Network Analysis Tutorial - Interpreting the Results

Created by Steve Hoover, Modified on Mon, Aug 19, 2024 at 3:47 PM by Steve Hoover

Interpreting the Network Analysis Results

The following results are from the OfficeStar Tutorial data set that loads automatically when you select the Tutorial link in the Enginius Dashboard and run with analysis parameters indicated in Running a Network Analysis article.

Network visualization

The first output provides a visual representation of the network. If you choose the web page output option, Enginius will generate an interactive network graph which allows you to zoom into different areas of the network. Here is an example of the network without node labels, where the nodes are clustered using greedy clustering. The colors of the nodes indicate the different segments to which the nodes belong.

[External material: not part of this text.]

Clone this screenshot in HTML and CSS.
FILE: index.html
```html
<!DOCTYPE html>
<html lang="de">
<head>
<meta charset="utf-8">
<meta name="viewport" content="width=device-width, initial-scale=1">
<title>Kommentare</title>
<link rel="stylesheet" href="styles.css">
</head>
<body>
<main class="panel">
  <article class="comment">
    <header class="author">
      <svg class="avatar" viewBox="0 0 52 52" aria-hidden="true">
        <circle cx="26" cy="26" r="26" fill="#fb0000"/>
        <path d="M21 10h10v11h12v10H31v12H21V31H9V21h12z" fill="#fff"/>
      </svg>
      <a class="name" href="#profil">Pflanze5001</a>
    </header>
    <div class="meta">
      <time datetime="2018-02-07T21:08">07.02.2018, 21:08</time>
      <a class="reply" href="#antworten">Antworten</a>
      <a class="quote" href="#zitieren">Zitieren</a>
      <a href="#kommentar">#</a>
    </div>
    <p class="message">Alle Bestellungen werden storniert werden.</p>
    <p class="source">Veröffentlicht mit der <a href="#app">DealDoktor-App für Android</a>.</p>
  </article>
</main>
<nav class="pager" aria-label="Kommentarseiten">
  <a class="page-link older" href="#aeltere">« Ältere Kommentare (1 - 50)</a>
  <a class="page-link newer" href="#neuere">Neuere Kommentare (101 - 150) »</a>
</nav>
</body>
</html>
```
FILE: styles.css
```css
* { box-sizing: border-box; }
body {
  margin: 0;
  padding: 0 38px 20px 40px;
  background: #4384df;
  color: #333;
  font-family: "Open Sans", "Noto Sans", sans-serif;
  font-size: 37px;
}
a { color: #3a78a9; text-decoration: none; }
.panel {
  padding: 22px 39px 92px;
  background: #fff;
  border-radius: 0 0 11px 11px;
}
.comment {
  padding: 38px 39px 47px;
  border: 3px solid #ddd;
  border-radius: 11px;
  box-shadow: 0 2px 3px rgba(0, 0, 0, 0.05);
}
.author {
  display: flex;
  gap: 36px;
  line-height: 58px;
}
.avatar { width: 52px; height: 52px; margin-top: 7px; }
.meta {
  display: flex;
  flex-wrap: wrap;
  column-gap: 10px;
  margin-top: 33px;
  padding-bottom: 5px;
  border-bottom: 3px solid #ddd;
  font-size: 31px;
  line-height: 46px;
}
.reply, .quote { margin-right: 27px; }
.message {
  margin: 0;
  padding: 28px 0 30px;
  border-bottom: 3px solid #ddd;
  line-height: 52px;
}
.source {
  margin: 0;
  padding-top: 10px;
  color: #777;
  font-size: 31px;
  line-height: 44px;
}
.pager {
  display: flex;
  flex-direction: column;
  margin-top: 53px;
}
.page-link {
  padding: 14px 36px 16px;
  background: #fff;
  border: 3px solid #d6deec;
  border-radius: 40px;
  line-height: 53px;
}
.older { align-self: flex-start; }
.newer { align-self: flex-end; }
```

Network visualization (2D): To move the entire network in any direction, hold the cursor anywhere on the graph with the mouse left button and move the mouse. To zoom in or out of any specific area of the network, use the mouse scroll wheel. To highlight just the links associated with a specific node, hold the cursor on that node and click the left button. (Similar operations can also be done using a touchpad.)

Here is an example of the display for hierarchical clustering with node labels, where we have zoomed into the node Na-E and displaying only Na-E’s direct connections to other nodes. The red and blue colors indicate that Na-E’s connections belong to two different segments.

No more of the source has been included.